La discussion a été lancée par Elvire SOSOHOUNTO qui est intervenue comme discutante. Elle a partagé son expérience de travailleuse psychosociale à Cotonou, au Bénin. Elle rappelle en préambule qu’au Bénin, la maladie ne s’explique pas scientifiquement. Son origine vient d’un mauvais sort, par jalousie ou par toute autre cause d’ordre magique. Le réflexe pour les familles dont un membre développe des signes d’entrée dans la maladie n’est donc pas d’aller dans un centre psychiatrique, dont le prix est par ailleurs fort élevé.
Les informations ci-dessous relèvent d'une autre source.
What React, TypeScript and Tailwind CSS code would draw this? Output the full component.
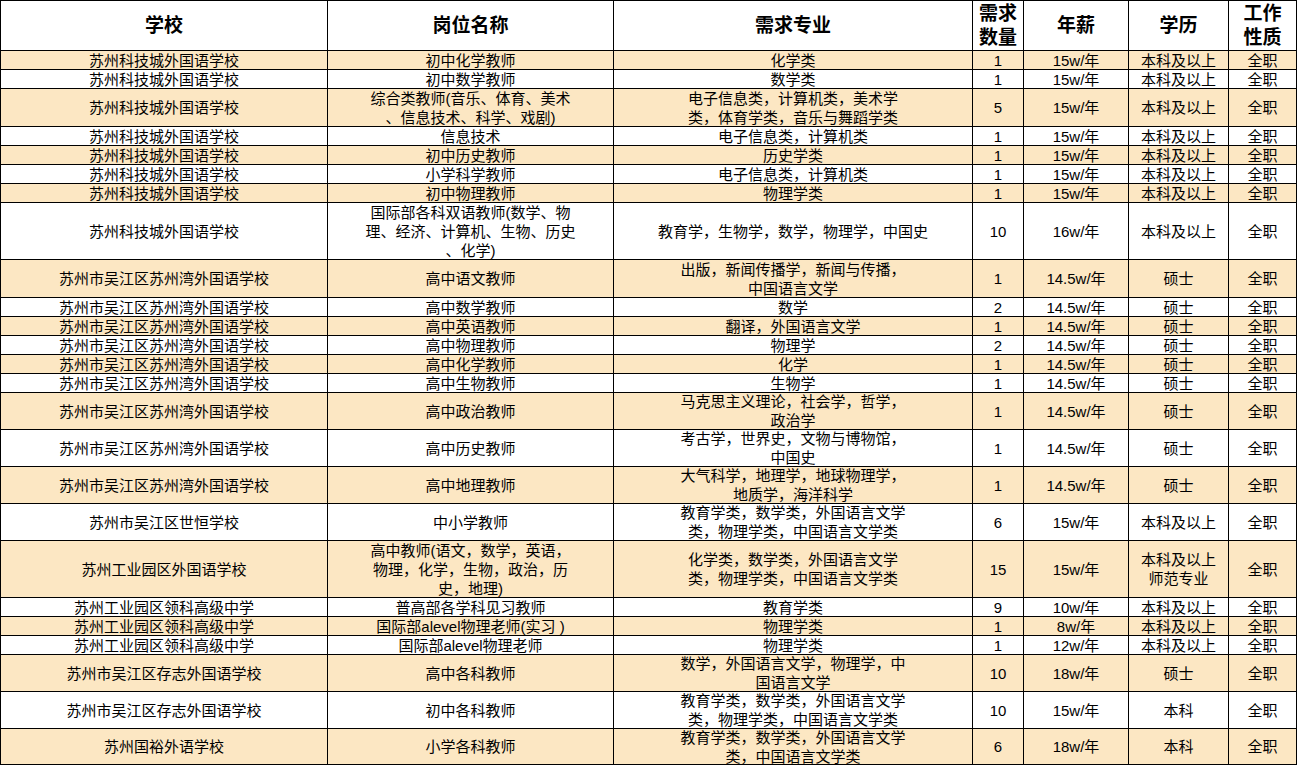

Au sein du centre dans lequel elle travaille, Elvire SOSOHOUNTO s’occupe des liens entre le patient et sa famille. Cela nécessite des visites à domicile pour expliquer ce qu’est la maladie mentale. Cette sensibilisation permet une meilleure compréhension de la réalité vécue par la personne abandonnée. Le fonctionnement du centre est ainsi fait que ce sont les malades stables qui aident les nouveaux venus dans leur parcours. Des ateliers sont mis en place (couture, soudure) pour tous, dans le but de contribuer à la vie du centre. La structure ne dispose d’aucun psychiatre permanent ; seul un appui est prodigué une fois par an par des psychiatres européen·ne·s. Certain·ne·s patient·e·s sont déposé·e·s par la famille directement au centre, qui par ailleurs organise des « rafles » dans les rues, pour récupérer des personnes maltraitées et/ou livrées à elles-mêmes, si elles n’ont pas d’appui.

« […] nous avons réussi à convaincre le Ministère de la Santé de produire des directives d’orientation dans le système de santé du Burundi : maintenant, nous avons des lignes directrices qui guident les différent·e·s intervenant·e·s en santé mentale .»

- INCONNU

Les deux orateurs soulignent qu’à leurs différents niveaux, ces actions ont, en plus d’un impact sur les populations accompagnées, un retentissement dans la prise en compte de la santé mentale aux niveaux institutionnel et étatique, allant dans le sens d’une meilleure accessibilité des soins, dans une logique de proactivité.